*Data provided*
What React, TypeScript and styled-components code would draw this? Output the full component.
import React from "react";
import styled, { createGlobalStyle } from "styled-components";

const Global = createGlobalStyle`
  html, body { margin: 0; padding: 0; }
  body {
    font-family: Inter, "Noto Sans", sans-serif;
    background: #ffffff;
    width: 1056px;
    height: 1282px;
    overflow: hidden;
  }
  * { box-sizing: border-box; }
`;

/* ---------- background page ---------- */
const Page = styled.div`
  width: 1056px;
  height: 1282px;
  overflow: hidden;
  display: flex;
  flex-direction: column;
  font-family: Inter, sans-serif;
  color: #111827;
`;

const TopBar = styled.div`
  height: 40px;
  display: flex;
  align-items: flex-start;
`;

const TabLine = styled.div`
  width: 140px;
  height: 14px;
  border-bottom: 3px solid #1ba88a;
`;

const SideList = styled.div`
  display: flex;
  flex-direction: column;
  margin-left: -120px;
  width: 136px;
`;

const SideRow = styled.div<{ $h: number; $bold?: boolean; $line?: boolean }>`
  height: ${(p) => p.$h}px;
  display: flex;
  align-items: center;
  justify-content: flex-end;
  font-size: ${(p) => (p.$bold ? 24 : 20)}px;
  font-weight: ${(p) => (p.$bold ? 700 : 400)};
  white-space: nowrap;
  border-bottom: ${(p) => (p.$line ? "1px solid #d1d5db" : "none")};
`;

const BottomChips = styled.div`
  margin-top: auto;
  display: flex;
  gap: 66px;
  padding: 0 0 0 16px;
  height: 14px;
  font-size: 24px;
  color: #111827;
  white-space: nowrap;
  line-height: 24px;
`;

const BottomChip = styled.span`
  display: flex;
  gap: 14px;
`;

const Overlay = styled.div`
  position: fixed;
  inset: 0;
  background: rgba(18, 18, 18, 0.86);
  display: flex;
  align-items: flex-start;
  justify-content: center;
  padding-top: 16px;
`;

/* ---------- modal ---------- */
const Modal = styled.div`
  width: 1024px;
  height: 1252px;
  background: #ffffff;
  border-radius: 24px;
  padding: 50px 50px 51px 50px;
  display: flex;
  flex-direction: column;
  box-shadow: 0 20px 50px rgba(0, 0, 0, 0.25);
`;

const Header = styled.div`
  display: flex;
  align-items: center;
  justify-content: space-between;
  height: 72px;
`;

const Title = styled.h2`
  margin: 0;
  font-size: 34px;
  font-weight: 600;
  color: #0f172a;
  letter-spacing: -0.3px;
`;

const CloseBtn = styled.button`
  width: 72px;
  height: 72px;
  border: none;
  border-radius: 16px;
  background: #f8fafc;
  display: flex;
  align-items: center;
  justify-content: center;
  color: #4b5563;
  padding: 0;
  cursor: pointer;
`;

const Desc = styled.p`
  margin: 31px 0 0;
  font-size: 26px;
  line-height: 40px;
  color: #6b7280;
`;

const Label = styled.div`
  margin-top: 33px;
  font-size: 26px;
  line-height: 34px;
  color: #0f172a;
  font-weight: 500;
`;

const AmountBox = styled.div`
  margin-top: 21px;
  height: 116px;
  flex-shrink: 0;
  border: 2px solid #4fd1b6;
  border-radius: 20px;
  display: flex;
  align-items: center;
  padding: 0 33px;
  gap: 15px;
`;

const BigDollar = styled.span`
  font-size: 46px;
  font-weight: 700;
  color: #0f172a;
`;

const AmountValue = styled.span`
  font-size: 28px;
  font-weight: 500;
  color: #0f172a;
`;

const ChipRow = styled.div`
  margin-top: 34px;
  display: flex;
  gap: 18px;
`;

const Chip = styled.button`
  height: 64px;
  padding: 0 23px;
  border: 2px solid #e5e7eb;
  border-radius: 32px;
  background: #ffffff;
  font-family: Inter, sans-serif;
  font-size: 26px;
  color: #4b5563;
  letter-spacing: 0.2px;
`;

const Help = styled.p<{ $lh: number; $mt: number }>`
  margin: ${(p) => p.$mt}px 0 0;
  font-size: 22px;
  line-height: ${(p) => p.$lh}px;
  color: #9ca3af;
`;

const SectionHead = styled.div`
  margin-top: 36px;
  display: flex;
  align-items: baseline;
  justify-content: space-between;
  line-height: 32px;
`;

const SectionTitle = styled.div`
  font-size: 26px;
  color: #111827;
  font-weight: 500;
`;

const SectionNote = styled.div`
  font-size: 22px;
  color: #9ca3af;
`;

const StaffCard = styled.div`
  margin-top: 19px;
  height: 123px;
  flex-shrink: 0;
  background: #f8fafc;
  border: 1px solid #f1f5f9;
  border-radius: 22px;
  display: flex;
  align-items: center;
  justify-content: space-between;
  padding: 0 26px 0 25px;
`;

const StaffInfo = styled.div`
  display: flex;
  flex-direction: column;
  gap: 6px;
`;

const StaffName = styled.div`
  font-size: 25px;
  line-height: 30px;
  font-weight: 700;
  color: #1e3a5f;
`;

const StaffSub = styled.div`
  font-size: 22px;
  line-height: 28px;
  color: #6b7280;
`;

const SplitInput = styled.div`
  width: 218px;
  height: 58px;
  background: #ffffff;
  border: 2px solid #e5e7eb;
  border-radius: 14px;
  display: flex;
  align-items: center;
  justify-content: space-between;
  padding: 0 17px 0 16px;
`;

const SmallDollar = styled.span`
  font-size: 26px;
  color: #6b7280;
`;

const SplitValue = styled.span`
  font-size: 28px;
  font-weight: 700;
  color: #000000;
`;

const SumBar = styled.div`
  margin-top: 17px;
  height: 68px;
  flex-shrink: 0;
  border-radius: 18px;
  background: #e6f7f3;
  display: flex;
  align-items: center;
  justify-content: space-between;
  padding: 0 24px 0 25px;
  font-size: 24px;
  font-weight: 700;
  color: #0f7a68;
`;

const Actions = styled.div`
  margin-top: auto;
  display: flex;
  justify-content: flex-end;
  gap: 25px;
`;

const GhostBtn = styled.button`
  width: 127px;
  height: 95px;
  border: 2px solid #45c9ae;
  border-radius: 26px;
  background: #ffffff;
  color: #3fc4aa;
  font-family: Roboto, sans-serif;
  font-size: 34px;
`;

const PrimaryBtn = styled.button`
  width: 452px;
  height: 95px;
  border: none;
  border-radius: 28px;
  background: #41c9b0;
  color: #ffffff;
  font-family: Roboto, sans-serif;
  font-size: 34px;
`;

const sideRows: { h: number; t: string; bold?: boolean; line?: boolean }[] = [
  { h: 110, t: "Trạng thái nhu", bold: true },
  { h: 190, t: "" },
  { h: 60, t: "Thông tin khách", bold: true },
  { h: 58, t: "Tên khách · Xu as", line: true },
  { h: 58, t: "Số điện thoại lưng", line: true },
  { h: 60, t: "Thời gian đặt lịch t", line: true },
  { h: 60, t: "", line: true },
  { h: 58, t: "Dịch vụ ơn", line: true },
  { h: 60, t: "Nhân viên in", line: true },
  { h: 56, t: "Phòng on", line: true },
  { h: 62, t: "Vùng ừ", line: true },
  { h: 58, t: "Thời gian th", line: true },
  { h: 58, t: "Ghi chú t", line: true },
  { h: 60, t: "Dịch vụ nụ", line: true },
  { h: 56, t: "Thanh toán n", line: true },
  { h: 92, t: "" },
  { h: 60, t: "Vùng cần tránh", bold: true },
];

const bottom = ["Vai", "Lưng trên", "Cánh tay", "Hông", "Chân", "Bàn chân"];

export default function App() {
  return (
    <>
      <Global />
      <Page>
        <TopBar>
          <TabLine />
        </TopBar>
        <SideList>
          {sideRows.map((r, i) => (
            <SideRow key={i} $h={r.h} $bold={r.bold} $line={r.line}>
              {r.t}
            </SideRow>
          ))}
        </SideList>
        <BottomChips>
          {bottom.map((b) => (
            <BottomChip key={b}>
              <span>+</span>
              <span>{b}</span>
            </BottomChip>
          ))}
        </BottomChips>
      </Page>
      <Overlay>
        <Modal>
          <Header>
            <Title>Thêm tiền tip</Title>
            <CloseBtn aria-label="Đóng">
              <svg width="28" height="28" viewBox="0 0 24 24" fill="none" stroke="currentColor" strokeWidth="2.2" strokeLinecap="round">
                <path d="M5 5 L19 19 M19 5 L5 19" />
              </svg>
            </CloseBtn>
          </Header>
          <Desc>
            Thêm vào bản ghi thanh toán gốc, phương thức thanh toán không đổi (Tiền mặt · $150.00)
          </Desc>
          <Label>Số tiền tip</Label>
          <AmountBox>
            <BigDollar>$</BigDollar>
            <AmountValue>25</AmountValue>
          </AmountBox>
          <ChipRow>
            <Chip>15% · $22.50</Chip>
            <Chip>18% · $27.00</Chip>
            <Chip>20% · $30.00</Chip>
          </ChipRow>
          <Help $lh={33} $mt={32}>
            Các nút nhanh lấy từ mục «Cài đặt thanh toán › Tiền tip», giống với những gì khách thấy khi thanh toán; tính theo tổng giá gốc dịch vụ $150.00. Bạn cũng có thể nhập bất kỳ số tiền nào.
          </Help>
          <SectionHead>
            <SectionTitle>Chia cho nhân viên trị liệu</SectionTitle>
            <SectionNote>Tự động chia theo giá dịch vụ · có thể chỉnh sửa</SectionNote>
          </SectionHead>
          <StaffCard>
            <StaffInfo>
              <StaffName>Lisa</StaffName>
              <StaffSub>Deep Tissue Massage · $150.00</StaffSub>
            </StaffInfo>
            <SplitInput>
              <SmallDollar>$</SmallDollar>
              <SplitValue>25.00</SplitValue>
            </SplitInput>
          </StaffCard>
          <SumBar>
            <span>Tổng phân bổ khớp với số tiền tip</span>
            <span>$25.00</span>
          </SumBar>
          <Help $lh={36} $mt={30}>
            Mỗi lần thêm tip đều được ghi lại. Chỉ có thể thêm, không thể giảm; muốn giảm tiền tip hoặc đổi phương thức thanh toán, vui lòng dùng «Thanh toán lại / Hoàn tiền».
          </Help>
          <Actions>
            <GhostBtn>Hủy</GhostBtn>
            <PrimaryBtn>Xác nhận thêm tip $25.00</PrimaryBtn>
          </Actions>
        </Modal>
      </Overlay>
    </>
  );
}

*What this task involves*
Look for the word "components" and return every line where it occurs.

*Response*
What React, TypeScript and styled-components code would draw this? Output the full component.
import styled, { createGlobalStyle } from "styled-components";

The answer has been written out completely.